Pros and Cons of the Kia Cee’d Diesel Sportswagon
Measuring 528-litres, it’s one of the biggest in this class.
Kia’s are looking better and better all the time, with the latest Cee’d SW a testament to that.
It really is an unbeatable warranty.
Poor 1.4-litre diesel engine
It’s slow and inefficient.
Rear seats are awkward to fold
The operation should be easier than it is.
Kia Cee’d Diesel Sportswagon vs Ford Focus Estate vs Skoda Octavia Estate
Let’s see how the car fares against its rivals in the comparison section of our 2018 Kia Cee’d Diesel Sportswagon review.
Kia Cee’d Diesel Sportswagon vs Ford Focus Estate
The brand new Ford Focus Estate is practical, but it’s also lots of fun to drive and looks great.
Naturally, we don’t all buy estate cars based on how well they drive but it’s always a bonus when a car that is otherwise excellent all-round is also great to drive, too. That’s the case here. The Focus is sharp and involving, and it’s based on Ford’s brand new C2 platform that has been designed to enhance driver enjoyment even more.
A sophisticated suspension layout helps with ride quality, while a Continuously Controlled Damping system automatically tweaks the suspension according to your braking and steering inputs.

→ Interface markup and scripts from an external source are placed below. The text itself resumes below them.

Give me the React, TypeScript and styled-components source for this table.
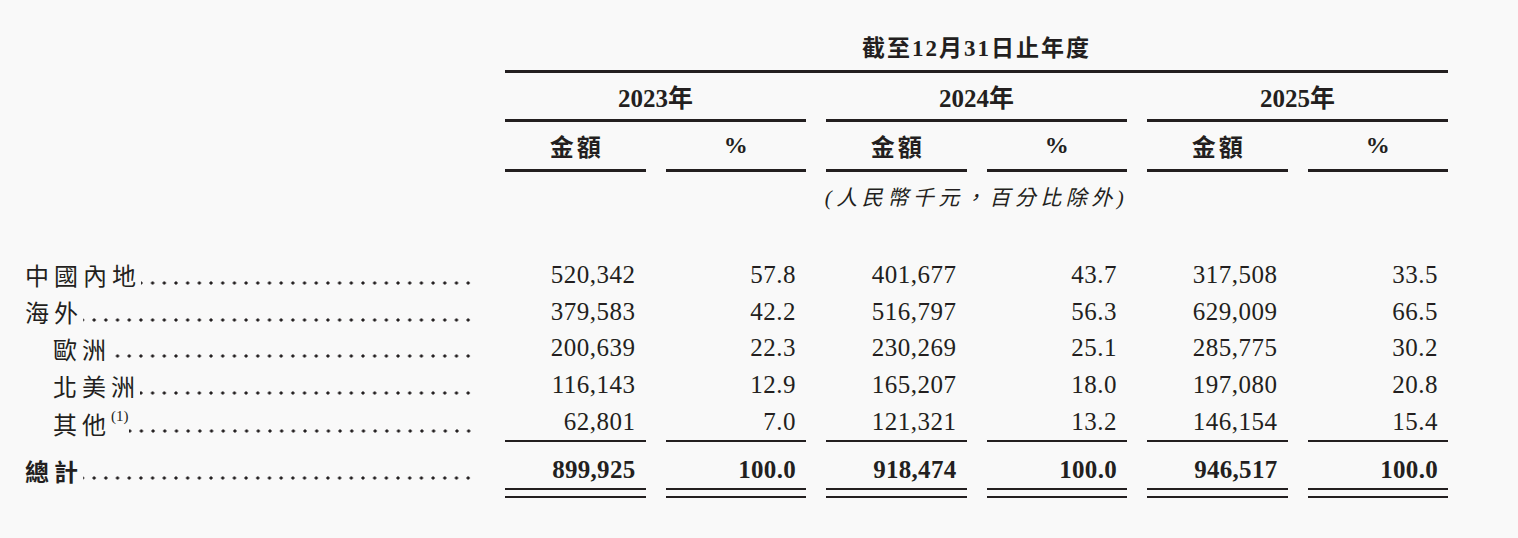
import React from 'react';
import styled, { createGlobalStyle } from 'styled-components';

const INK = '#231f20';

const Global = createGlobalStyle`
  html, body { margin: 0; padding: 0; background: #f9f9f9; }
  body {
    font-family: "Liberation Serif", "Noto Sans CJK TC", serif;
    color: ${INK};
  }
`;

const Page = styled.div`
  padding-left: 25px;
`;

const Table = styled.div`
  display: grid;
  grid-template-columns: 460px repeat(6, 140.5px);
  column-gap: 20px;
`;

const Blank = styled.div<{ $span?: number }>`
  grid-column: span ${(p) => p.$span ?? 1};
`;

const Title = styled.div`
  grid-column: span 6;
  height: 73px;
  box-sizing: border-box;
  padding-top: 22px;
  border-bottom: 3px solid ${INK};
  display: flex;
  align-items: center;
  justify-content: center;
  font-weight: 700;
  font-size: 23px;
  letter-spacing: 2px;
`;

const YearHead = styled.div`
  grid-column: span 2;
  height: 49px;
  box-sizing: border-box;
  border-bottom: 3px solid ${INK};
  display: flex;
  align-items: center;
  justify-content: center;
  font-weight: 700;
  font-size: 25px;
`;

const ColHead = styled.div`
  height: 49.5px;
  box-sizing: border-box;
  border-bottom: 3px solid ${INK};
  display: flex;
  align-items: center;
  justify-content: center;
  font-weight: 700;
  font-size: 24px;
  letter-spacing: 3px;
  padding-left: 3px;
`;

const Unit = styled.div`
  grid-column: span 2;
  height: 85px;
  box-sizing: border-box;
  padding-bottom: 36px;
  display: flex;
  align-items: center;
  justify-content: center;
  font-style: italic;
  font-size: 21px;
  letter-spacing: 4.5px;
  white-space: nowrap;
`;

const Label = styled.div<{ $indent?: boolean; $bold?: boolean; $h: number; $pt?: number }>`
  height: ${(p) => p.$h}px;
  box-sizing: border-box;
  padding-left: ${(p) => (p.$indent ? 28 : 0)}px;
  padding-right: 11px;
  padding-top: ${(p) => p.$pt ?? 0}px;
  padding-bottom: ${(p) => (p.$pt ? 10 : 0)}px;
  display: flex;
  align-items: center;
  font-size: 24px;
  letter-spacing: 5px;
  font-weight: ${(p) => (p.$bold ? 700 : 400)};
  white-space: nowrap;
`;

const Note = styled.span`
  font-size: 15px;
  letter-spacing: 0;
  align-self: flex-start;
  margin-top: 4px;
`;

const Leader = styled.span`
  flex: 1;
  height: 4px;
  margin-top: 16px;
  background-image: radial-gradient(circle at center, ${INK} 1.3px, transparent 1.9px);
  background-size: 11.7px 4px;
  background-position: right center;
  background-repeat: repeat-x;
`;

const Value = styled.div<{ $ruled?: boolean }>`
  height: ${(p) => (p.$ruled ? 38.8 : 36.8)}px;
  box-sizing: border-box;
  border-bottom: ${(p) => (p.$ruled ? `2px solid ${INK}` : 'none')};
  padding-right: 10px;
  display: flex;
  align-items: center;
  justify-content: flex-end;
  font-size: 25px;
  letter-spacing: 0.5px;
`;

const TotalCell = styled.div`
  display: flex;
  flex-direction: column;
  padding-top: 10px;
`;

const TotalValue = styled.div`
  height: 36px;
  padding-right: 10px;
  display: flex;
  align-items: center;
  justify-content: flex-end;
  font-size: 25px;
  font-weight: 700;
  letter-spacing: 0.3px;
`;

const DoubleRule = styled.div`
  height: 10px;
  box-sizing: border-box;
  border-top: 2px solid ${INK};
  border-bottom: 2px solid ${INK};
`;

type Row = {
  label: string;
  indent?: boolean;
  note?: string;
  ruled?: boolean;
  vals: string[];
};

const rows: Row[] = [
  { label: '中國內地', vals: ['520,342', '57.8', '401,677', '43.7', '317,508', '33.5'] },
  { label: '海外', vals: ['379,583', '42.2', '516,797', '56.3', '629,009', '66.5'] },
  { label: '歐洲', indent: true, vals: ['200,639', '22.3', '230,269', '25.1', '285,775', '30.2'] },
  { label: '北美洲', indent: true, vals: ['116,143', '12.9', '165,207', '18.0', '197,080', '20.8'] },
  {
    label: '其他',
    indent: true,
    note: '(1)',
    ruled: true,
    vals: ['62,801', '7.0', '121,321', '13.2', '146,154', '15.4'],
  },
];

const total = ['899,925', '100.0', '918,474', '100.0', '946,517', '100.0'];
const years = ['2023年', '2024年', '2025年'];

export default function App() {
  return (
    <>
      <Global />
      <Page>
        <Table>
          <Blank />
          <Title>截至12月31日止年度</Title>

          <Blank />
          {years.map((y) => (
            <YearHead key={y}>{y}</YearHead>
          ))}

          <Blank />
          {years.map((y) => (
            <React.Fragment key={y}>
              <ColHead>金額</ColHead>
              <ColHead>%</ColHead>
            </React.Fragment>
          ))}

          <Blank $span={3} />
          <Unit>(人民幣千元，百分比除外)</Unit>
          <Blank $span={2} />

          {rows.map((r) => (
            <React.Fragment key={r.label}>
              <Label $indent={r.indent} $h={r.ruled ? 38.8 : 36.8}>
                {r.label}
                {r.note && <Note>{r.note}</Note>}
                <Leader />
              </Label>
              {r.vals.map((v, i) => (
                <Value key={i} $ruled={r.ruled}>
                  {v}
                </Value>
              ))}
            </React.Fragment>
          ))}

          <Label $bold $h={56} $pt={10}>
            總計
            <Leader />
          </Label>
          {total.map((v, i) => (
            <TotalCell key={i}>
              <TotalValue>{v}</TotalValue>
              <DoubleRule />
            </TotalCell>
          ))}
        </Table>
      </Page>
    </>
  );
}
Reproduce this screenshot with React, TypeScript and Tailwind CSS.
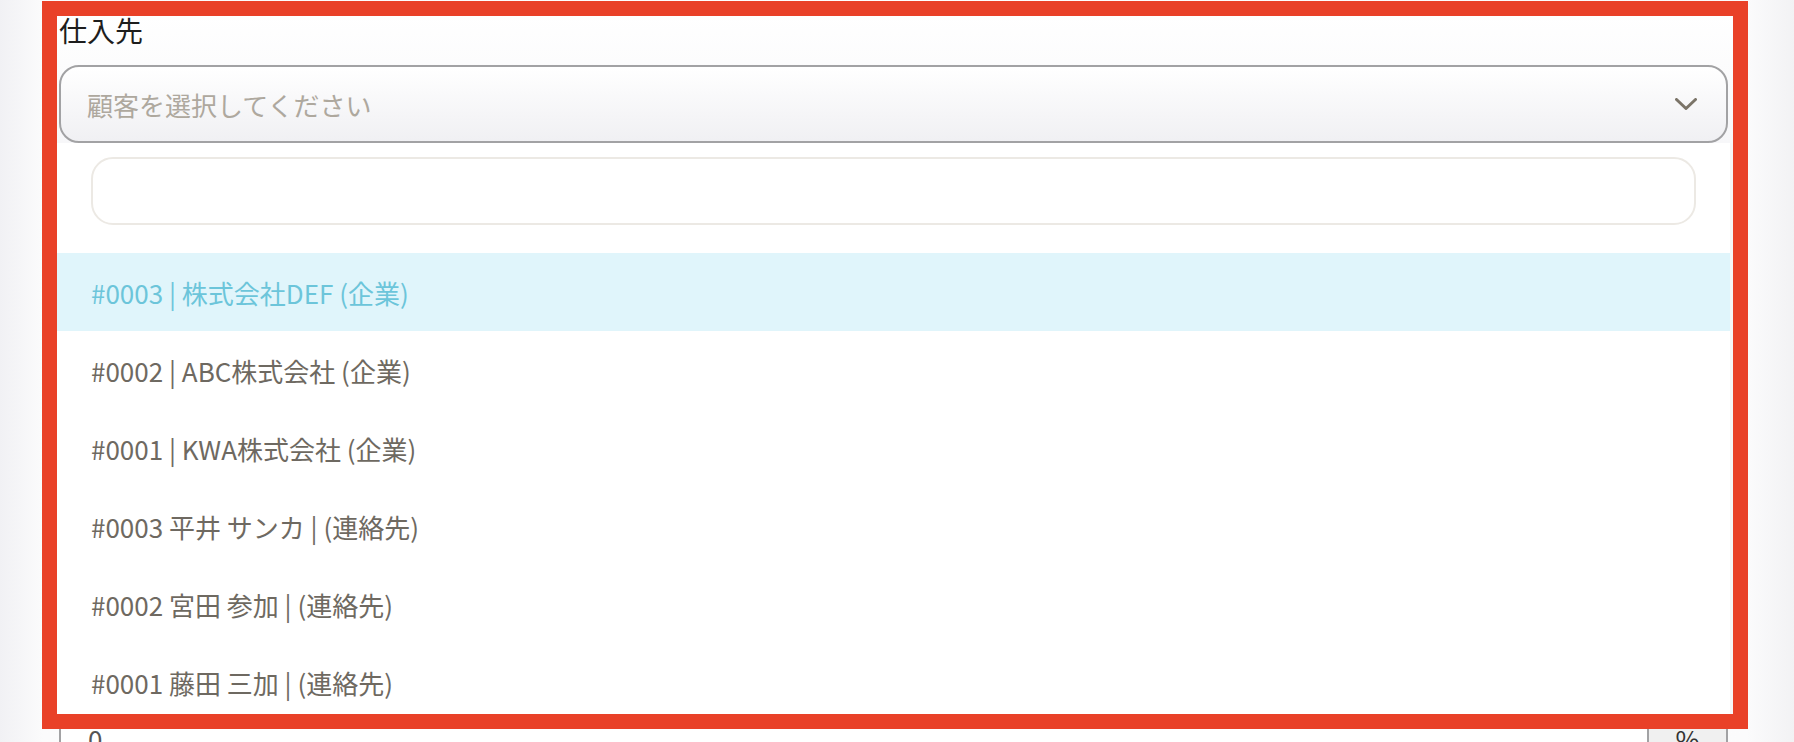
const customers = [
  "#0003 | 株式会社DEF (企業)",
  "#0002 | ABC株式会社 (企業)",
  "#0001 | KWA株式会社 (企業)",
  "#0003 平井 サンカ | (連絡先)",
  "#0002 宮田 参加 | (連絡先)",
  "#0001 藤田 三加 | (連絡先)",
];

const font = "font-['Noto_Sans_CJK_JP','Noto_Sans',sans-serif]";

function Chevron() {
  return (
    <svg width="22" height="12" viewBox="0 0 22 12" fill="none" aria-hidden="true">
      <polyline
        points="1.5,1.5 11,10.5 20.5,1.5"
        stroke="#7b7468"
        strokeWidth="3"
        strokeLinecap="round"
        strokeLinejoin="round"
      />
    </svg>
  );
}

export default function App() {
  return (
    <div
      className={`flex h-[742px] w-[1794px] flex-col overflow-hidden bg-[linear-gradient(90deg,#f1f1f4_0%,#fbfbfc_2.4%,#ffffff_50%,#fbfbfc_97.4%,#f2f2f4_100%)] ${font}`}
    >
      <div className="ml-[42px] mt-[1px] h-[728px] w-[1706px] shrink-0 border-[15px] border-[#e94128]">
        <div className="flex h-full flex-col bg-white">
          <div className="bg-gradient-to-b from-white to-[#f7f7f9]">
            <p className="h-[32px] pl-[2px] text-[28px] leading-[28px] text-[#1d1d1d]">仕入先</p>
            <div className="ml-[2px] mr-[5px] mt-[17px] flex h-[78px] items-center justify-between rounded-[20px] border-2 border-[#a2a2a4] bg-gradient-to-b from-white to-[#f0f0f3] pl-[26px] pr-[29px]">
              <span className="text-[26px] text-[#aea89e]">顧客を選択してください</span>
              <Chevron />
            </div>
          </div>

          <div className="flex min-h-0 flex-1 bg-[#f6f6f8]">
            <div className="mr-[3px] flex min-h-0 flex-1 flex-col overflow-hidden bg-white">
              <div className="mx-[34px] mt-[14px] h-[68px] shrink-0 rounded-[22px] border-2 border-[#ece9e4] bg-white" />
              <ul className="mt-[28px]">
                {customers.map((c, i) => (
                  <li
                    key={c}
                    className={`flex h-[78px] items-center pl-[34px] text-[26px] ${
                      i === 0 ? "bg-[#e0f5fb] text-[#6cc5da]" : "text-[#6e6961]"
                    }`}
                  >
                    {c}
                  </li>
                ))}
              </ul>
            </div>
          </div>
        </div>
      </div>

      <div className="h-[13px] overflow-hidden">
        <div className="-mt-[24px] ml-[59px] flex h-[80px] w-[1669px] rounded-[18px] border-2 border-[#a2a2a4] bg-white">
          <span className="flex-1 pl-[27px] pt-[16px] text-[26px] leading-[32px] text-[#555]">0</span>
          <span className="w-[79px] border-l-2 border-[#a2a2a4] bg-[#f0f0f0] pt-[16px] text-center text-[26px] leading-[32px] text-[#333]">
            %
          </span>
        </div>
      </div>
    </div>
  );
}
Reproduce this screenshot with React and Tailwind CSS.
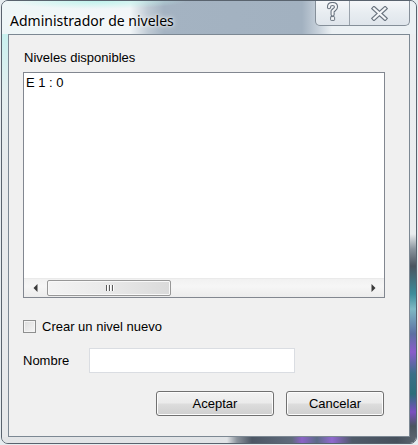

In terms of its engines, a 1.5-litre 94 bhp diesel kicks things off. We’d overlook it in favour of a 118bhp variant of the same engine. It comes with an 8-speed automatic transmission and can get you from rest to 62mph in just 10.5 seconds.
Rounding off the range is a sportier 2.0-litre 148bhp diesel that’s available with the ST Line model.
Running costs? The 118bhp can be specified with a 6-speed manual gearbox and doing so can see you return as much as 76mpg on a good day. However, if you specify the 8-speed automatic, the best you’ll return is 63mpg. Emissions, meanwhile, rise from 98g/km of CO2 to 123g/km.
Inside, the Focus Estate is no longer as bland and focused on functionality as it once was. Instead, Ford have spiced things up with carbon effect highlights and metallic wood. How plush your car is depends on the trim, and there is still evidence of harder plastics. All in all, though, this is the best-looking Focus Estate yet.
Button clutter is no longer an issue, with Ford adding a colour touchscreen that grows to be as big as 8” if you opt for the more expensive trims.
Is the Ford Focus Diesel Estate practical? It’s been rebuilt from scratch, and the advantage of that is Ford have been able to create more interior space than ever before. The cabin is easy to access, easy to use, and easy to be comfortable in over longer journeys. Rear seat space has never been this good, and three adults can sit in comfort back there.
The boot, meanwhile, measures 608-litres and grows to be as big as 1,650 when you fold the rear seats.
Kia – £18,525 – £25,335
Ford – £18,805
Kia Cee’d Diesel Sportswagon vs Skoda Octavia Estate
The new Skoda Octavia Estate is one of the most practical cars on the planet, boasting a vast interior and a vast boot. It’s short on looks and badge appeal, however.
It’s also not the real deal on the road if what you’re looking for is a car that will entertain you. That said, this is a solid estate car that’s comfortable, quiet and relaxing to drive.
In fact, it drives a lot like the Octavia Hatchback. It won’t excite you but it also won’t let you down, and its driving experience can be deemed “capable.”
In terms of its engines, there are a handful of diesels available. Sitting at the bottom of the range is a 1.6-litre TDI unit that covers the 0-62 dash in a spirited 10.2 seconds. We like it but if you need more power you’ll probably be quite taken by the 2.0-litre diesel. It develops 148bhp and has a 0-62 time of 8.5 seconds.
Rounding off the range is a VRS model that develops 181bhp, and which covers the 0-62 sprint in just 8.0 seconds dead on.
Running costs? The 1.6-litre diesel is impressively economical for a car of this size and can return as much as 72.4mpg on a good day. It also has a BiK rating of 20%. The 2.0-litre diesel offers more oomph and returns 65.7mpg while emitting 113g/km of CO2.
Inside, the Octavia Estate is roomy and well built, but there are one or two issues. Insulation isn’t the best, and the diesels do get loud under hard acceleration. Meanwhile, comfort will be compromised by bigger alloys and a firm suspension setup.
Quality-wise, the cabin fares well and everything is easy to operate, too.
Is the Skoda Octavia Estate practical? As mentioned, the interior is super spacious, while its 610-litre boot is one of the biggest in this class. Fold the rear seats and you can extend it to 1,740-litres. The boot also comes with a false floor, as well as a 12v socket that will prove handy.
Other than that, five adults can sit in comfort, head and legroom is good for all and there are plenty of good-sized storage spaces here and there.
Skoda – £18,895 – £30,895
Verdict of our 2018 Kia Cee’d Diesel Sportswagon Review
Kia’s overall lineup is getting stronger all the time, and their models in 2018 have a lot of things in common – smart looks, smart cabins, lots of quality and an ever-increasing upmarket feel.
One thing they’ll continue to lack, though, is badge appeal. However, with the brand new statement-making Kia Cee’d Diesel Sportswagon, we think it’s high time that buyers look beyond the established names in this sector to give Kia a proper chance.